I actually have a (very lightly tested) tree merging the two together,
which was a fairly easy merge. For those interested, I made this
available at my github, as the v5.12-maple-spf branch.

At the same time, Matthew & Liam have made it known that they would
like to build some lockless fault facilities on top of maple tree,
and even though these ideas have not been implemented yet (AFAIK),
my proposal probably falls short of what they have in mind.
From my point of view, I do not see that as a fundamental conflict
either; my take is that I like to use a more incremental approach and
that the speculative page fault ideas are worth exploring on their own;
they could be further extended in the future with some of the additional
ideas I have heard discussed in association to maple tree.

I am aware of two main areas where my proposal is more limited than
the plans I have heard from Matthew & Liam. Maybe there are more, and
I hope they will correct me of that is the case. But, the ones I know
about would be:

1- VMA lookups. This patchset has mmap writers update a sequence
counter around updates; the speculative fault path uses that counter
to detect concurrent updates when looking up and copying the VMA.
This means lookups might fail if they overlap with a concurrent mmap
writer; the alternative discussed by maple tree proponents would be to
make VMAs immutable and have the writers actually make a new copy when
they want to update. While this might impose some costs on the writers,
it would benefit the fault path in two ways: first, lookups would always
succeed, and second, the fault path wouldn't need to make a VMA copy.
I think this is worth exploring, but can be done as a separate step.

2- Validation at the end of the page fault. After taking the page
table lock but before inserting the new PTE, this patchset verifies
the per-mm sequence counter to validate that no mmap writers ran
concurrently with the fault. As people noted, this is quite
restrictive; page faults may unnecessarily abort due to writers
operating on a separate memory range. This topic is worthy discussion
independently of the maple tree stuff, so I'll get back to it later down.

Matthew & Liam, do you have other extensions in mind which I have not
covered here ?


II- Range locking

Prior to this patchset I had been working on mmap range locking
approaches, in order to allow non-overlapping memory operations to
proceed concurrently. I think this is still an interesting idea,
but the speculative page fault proposal is independent of it
and is more mature so I think it should be submitted first.

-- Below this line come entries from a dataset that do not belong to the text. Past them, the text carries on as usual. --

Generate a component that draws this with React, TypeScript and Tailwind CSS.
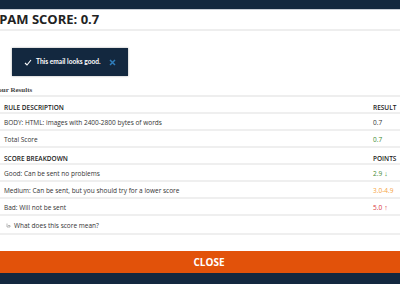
import React from "react";

type Row = { label: string; value?: string; color?: string; arrow?: "up" | "down" };

const breakdown: Row[] = [
  { label: "Good: Can be sent no problems", value: "2.9", color: "text-[#3f8a2f]", arrow: "down" },
  { label: "Medium: Can be sent, but you should try for a lower score", value: "3.0-4.9", color: "text-[#f6a441]" },
  { label: "Bad: Will not be sent", value: "5.0", color: "text-[#d8353c]", arrow: "up" },
];

function HeaderRow({ left, right }: { left: string; right: string }) {
  return (
    <div className="h-[17px] flex items-center pt-[6px] border-b-2 border-[#efefef] text-[6.5px] font-semibold text-[#222] uppercase shrink-0">
      <span className="pl-[4px] flex-1">{left}</span>
      <span className="w-[27px]">{right}</span>
    </div>
  );
}

function DataRow({ label, value, color, arrow }: Row) {
  return (
    <div className="h-[17px] flex items-center pt-[2px] border-b-2 border-[#efefef] text-[6.5px] text-[#333] shrink-0">
      <span className="pl-[4px] flex-1">{label}</span>
      <span className={`w-[27px] flex items-center gap-[2px] ${color ?? "text-[#333]"}`}>
        {value}
        {arrow === "down" && <span className="text-[7px] leading-none">↓</span>}
        {arrow === "up" && <span className="text-[7px] leading-none">↑</span>}
      </span>
    </div>
  );
}

export default function App() {
  return (
    <div className="w-[400px] h-[284px] overflow-hidden bg-white flex flex-col font-['Open_Sans',sans-serif]">
      {/* top navy strip */}
      <div className="h-[10px] bg-[#13283f] border-b border-[#c9ced6] shrink-0" />

      {/* title */}
      <div className="h-[21px] flex items-center border-b-2 border-[#eeeeee] shrink-0">
        <span className="ml-[-8px] text-[13px] font-bold text-[#222] leading-none">SPAM SCORE: 0.7</span>
      </div>

      {/* toast */}
      <div className="pt-[17px] pl-[12px] shrink-0">
        <div className="w-[116px] h-[28px] bg-[#13283f] shadow-[0_0_2px_rgba(0,0,0,0.35)] flex items-center pl-[12px] gap-[4px]">
          <svg width="8" height="7" viewBox="0 0 8 7" fill="none">
            <path d="M1 4 L3 6 L7 1" stroke="#fff" strokeWidth="1.1" />
          </svg>
          <span className="text-white font-bold text-[6.6px] font-['Lato',sans-serif]">This email looks good.</span>
          <svg width="7" height="7" viewBox="0 0 7 7" className="ml-[4px]">
            <path d="M1 1 L6 6 M6 1 L1 6" stroke="#2f7dbb" strokeWidth="1.5" />
          </svg>
        </div>
      </div>

      {/* section title */}
      <div className="h-[21px] flex items-end pb-[1px] border-b-2 border-[#eeeeee] shrink-0">
        <span className="ml-[-6px] font-['Liberation_Serif',serif] font-bold text-[7px] leading-none text-[#444]">Your Results</span>
      </div>

      {/* results table */}
      <HeaderRow left="Rule Description" right="Result" />
      <DataRow label="BODY: HTML: images with 2400-2800 bytes of words" value="0.7" />
      <DataRow label="Total Score" value="0.7" color="text-[#3f8a2f]" />

      <HeaderRow left="Score Breakdown" right="Points" />
      {breakdown.map((r) => (
        <DataRow key={r.label} {...r} />
      ))}

      <div className="h-[19px] flex items-center pt-[2px] border-b-2 border-[#efefef] text-[6.5px] text-[#333] pl-[6px] gap-[3px] shrink-0">
        <svg width="5" height="5" viewBox="0 0 5 5">
          <path d="M1 0.5 V4 H4 V2.5 H2" stroke="#9a9a9a" strokeWidth="0.7" fill="none" />
        </svg>
        <span>What does this score mean?</span>
      </div>

      <div className="flex-1" />

      {/* close button */}
      <div className="h-[22px] bg-[#e2520a] flex items-center justify-center shrink-0">
        <span className="text-white font-bold text-[10px] ml-[18px]">CLOSE</span>
      </div>
      <div className="h-[11px] bg-[#13283f] shrink-0" />
    </div>
  );
}
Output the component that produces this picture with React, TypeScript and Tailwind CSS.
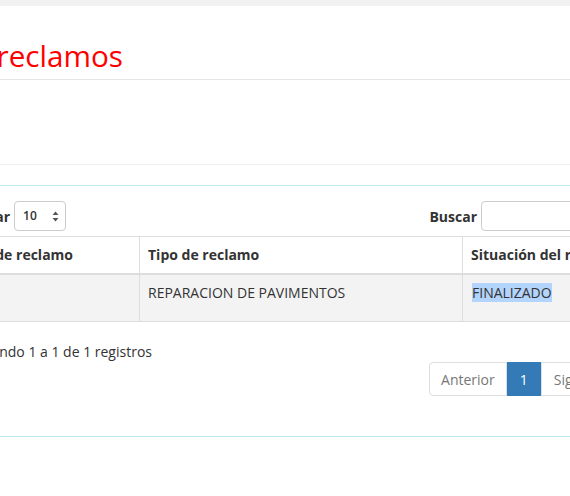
import React from 'react';

// Listado de reclamos - datatable view (cropped viewport)

const font = { fontFamily: '"Open Sans", "Liberation Sans", sans-serif' };

export default function App() {
  return (
    <div className="w-[570px] h-[496px] overflow-hidden bg-white text-[14px] text-[#333] whitespace-nowrap" style={font}>
      {/* top bar */}
      <div className="h-[6px] bg-[#f2f2f2]" />

      {/* title */}
      <div className="h-[74px] border-b border-[#e5e5e5] flex items-end pb-[5px]">
        <h2 className="-ml-[154px] text-[29.7px] leading-[36px] text-[#ff0000]">Listado de reclamos</h2>
      </div>

      <div className="h-[85px] border-b border-[#eeeeee]" />
      <div className="h-[20px]" />

      {/* panel */}
      <div className="border-t border-b border-[#bce8f1] pt-[15px] h-[252px]">
        {/* controls */}
        <div className="flex items-center justify-between h-[30px]">
          <label className="flex items-center gap-[4px] -ml-[46px] font-bold">
            Mostrar
            <span className="relative flex items-center w-[52px] h-[30px] border border-[#ccc] rounded-[4px] pl-[8px] text-[12px] font-semibold">
              10
              <svg className="absolute right-[6px] top-[9px]" width="7" height="11" viewBox="0 0 7 11">
                <path d="M3.5 0.5 L6.5 4 H0.5 Z" fill="#555" />
                <path d="M3.5 10.5 L6.5 7 H0.5 Z" fill="#555" />
              </svg>
            </span>
          </label>
          <label className="flex items-center gap-[4px] font-bold mr-[-119px]">
            Buscar
            <span className="block w-[208px] h-[30px] border border-[#ccc] rounded-[4px]" />
          </label>
        </div>

        {/* table */}
        <div className="mt-[5px]">
          <div className="flex border-t border-[#ddd] border-b-2 border-b-[#ddd] font-bold">
            <div className="shrink-0 w-[214px] -ml-[74px] pl-[8px] py-[8px] leading-[20px] border-r border-[#ddd]">Número de reclamo</div>
            <div className="shrink-0 w-[323px] pl-[8px] py-[8px] leading-[20px] border-r border-[#ddd]">Tipo de reclamo</div>
            <div className="shrink-0 w-[220px] pl-[8px] py-[8px] leading-[20px]">Situación del reclamo</div>
          </div>
          <div className="flex h-[47px] bg-[#f3f3f3] border-b border-[#ddd]">
            <div className="shrink-0 w-[214px] -ml-[74px] pl-[8px] py-[8px] leading-[20px] border-r border-[#ddd]">1024</div>
            <div className="shrink-0 w-[323px] pl-[8px] py-[8px] leading-[20px] border-r border-[#ddd]">REPARACION DE PAVIMENTOS</div>
            <div className="shrink-0 w-[220px] pl-[9px] py-[8px] leading-[20px]">
              <span className="bg-[#b3d4fc]">FINALIZADO</span>
            </div>
          </div>
        </div>

        {/* info + pagination */}
        <div className="mt-[20px] -ml-[47px] leading-[20px]">Mostrando 1 a 1 de 1 registros</div>
        <div className="flex justify-end mr-[-57px]">
          <div className="flex h-[34px] text-[14px]">
            <span className="flex items-center px-[11px] border border-[#ddd] rounded-l-[4px] text-[#777]">Anterior</span>
            <span className="flex items-center px-[12px] bg-[#337ab7] border border-[#337ab7] text-white">1</span>
            <span className="flex items-center px-[12px] border border-[#ddd] rounded-r-[4px] text-[#777]">Siguiente</span>
          </div>
        </div>
      </div>
    </div>
  );
}
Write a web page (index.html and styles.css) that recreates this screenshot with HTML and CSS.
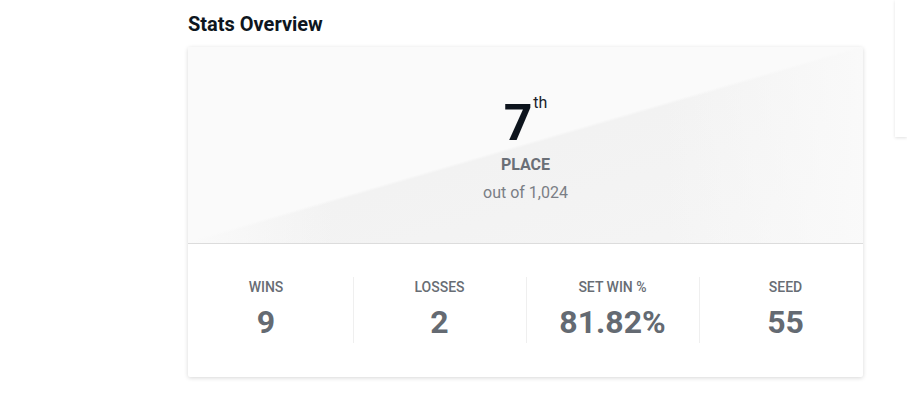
FILE: index.html
```html
<!DOCTYPE html>
<html lang="en">
<head>
<meta charset="utf-8">
<title>Stats Overview</title>
<link rel="stylesheet" href="styles.css">
</head>
<body>
<div class="page">
  <main class="main">
    <h2 class="title">Stats Overview</h2>
    <section class="card">
      <div class="hero">
        <div class="rank"><span class="rank-num">7</span><span class="rank-suffix">th</span></div>
        <div class="rank-label">PLACE</div>
        <div class="rank-total">out of 1,024</div>
      </div>
      <div class="stats">
        <div class="stat">
          <div class="stat-label">WINS</div>
          <div class="stat-value">9</div>
        </div>
        <div class="stat">
          <div class="stat-label">LOSSES</div>
          <div class="stat-value">2</div>
        </div>
        <div class="stat">
          <div class="stat-label">SET WIN %</div>
          <div class="stat-value">81.82%</div>
        </div>
        <div class="stat">
          <div class="stat-label">SEED</div>
          <div class="stat-value">55</div>
        </div>
      </div>
    </section>
  </main>
  <aside class="side">
    <div class="side-card"></div>
  </aside>
</div>
</body>
</html>
```
FILE: styles.css
```css
html, body {
  margin: 0;
  padding: 0;
  background: #ffffff;
}
body {
  font-family: Roboto, "Liberation Sans", Arial, sans-serif;
  overflow: hidden;
}
.page {
  display: flex;
  align-items: flex-start;
  gap: 32px;
  padding-left: 188px;
  width: 907px;
  box-sizing: border-box;
}
.main {
  flex: 0 0 675px;
  padding-top: 12px;
  padding-bottom: 12px;
}
.title {
  margin: 0 0 11px;
  font-size: 20px;
  line-height: 24px;
  font-weight: 700;
  color: #0e1620;
}
.card {
  background: #ffffff;
  border-radius: 2px;
  box-shadow: 0 1px 4px rgba(0, 0, 0, 0.16);
  overflow: hidden;
}
.hero {
  display: flex;
  flex-direction: column;
  align-items: center;
  padding: 51px 0 40px;
  border-bottom: 1px solid #dcdcdc;
  background:
    linear-gradient(to right, rgba(250,250,250,1) 0%, rgba(250,250,250,0) 22%, rgba(250,250,250,0) 70%, rgba(250,250,250,0.9) 100%),
    linear-gradient(to bottom right, #fafafa 0%, #fafafa 49.5%, #f2f2f2 50.3%, #f5f5f5 100%);
}
.rank {
  display: flex;
  align-items: flex-start;
  font-size: 50px;
  line-height: 50px;
  color: #0d141d;
}
.rank-num {
  font-weight: 700;
}
.rank-suffix {
  font-size: 16px;
  line-height: 10px;
  font-weight: 400;
  margin-left: 1px;
  color: #1b222b;
}
.rank-label {
  margin-top: 7px;
  font-size: 16px;
  line-height: 20px;
  font-weight: 700;
  color: #6a6f77;
}
.rank-total {
  margin-top: 8px;
  font-size: 16px;
  line-height: 20px;
  color: #7a7e85;
}
.stats {
  display: grid;
  grid-template-columns: repeat(4, 1fr);
  margin: 0 -8.5px;
  padding: 33px 0 34px;
}
.stat {
  display: flex;
  flex-direction: column;
  align-items: center;
  padding: 2px 0;
}
.stat + .stat {
  border-left: 1px solid #efefef;
}
.stat-label {
  font-size: 14px;
  line-height: 16px;
  font-weight: 500;
  color: #686d74;
}
.stat-value {
  margin-top: 8px;
  font-size: 32px;
  line-height: 38px;
  font-weight: 700;
  color: #646a72;
}
.side {
  flex: 1 1 auto;
  min-width: 0;
}
.side-card {
  height: 137px;
  background: #ffffff;
  box-shadow: 0 1px 3px rgba(0, 0, 0, 0.12);
}
```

III- Thoughts about concurrency checks at the end of the page fault

As noted, the check using the per-mm counter can lead to unnecessary
speculative page fault aborts. Why do it that way then ?

The first reason I want to give is practical. The types of faults this
patchset implements speculatively tend to be fairly quick - in
particular, no I/O is involved (for the swap case, we only implement
the case of hitting into the swap cache). As a result, there is not
very much time for concurrent mmap writers to interfere. I did try
implementing a more precise check, but it did not significantly
improve the success rate in workloads I looked at, so it seemed best
to go with the simplest possible check first.

But still, could we implement a precise check that never leads to
unnecessary page fault aborts ?

The simplest way to go about this would seem to be to look up the VMA
again at the end of the page fault (after taking the page table lock
but before inserting the new PTE into the page table). If the VMA
attributes have not changed, we might be tempted to conclude it is
safe to insert the new PTE and complete the page fault. However, I am
not sure if that would always be correct.

The case I am worried about is when breaking COW:
- Page P is COW mapped into processes A and B
- Thread A1 (within process A) takes a write fault on P
- A1 allocates a new page P2
- A1 starts copying P into P2
- B unmaps P
- Thread A2 (within process A) takes a write fault on P
  P now has only one mapping, so A2 just changes P to be writable
  A2's page fault completes
- A2 writes into P
- A2 calls mprotect() to make P's mapping readonly.
  P's PTE gets its W permission bit cleared.
- A2 calls mprotect() to make P's mapping writable again.
- A1 is done copying P into P2.
  A1 takes the page table lock
  A1 verifies that P's VMA has not changed - it's still a writable mapping
  A1 verifies that P's PTE has not changed -
    it still points to P with the W permission bit cleared.
  A1 updates the pte to point to the P2 page (with the W permission bit set)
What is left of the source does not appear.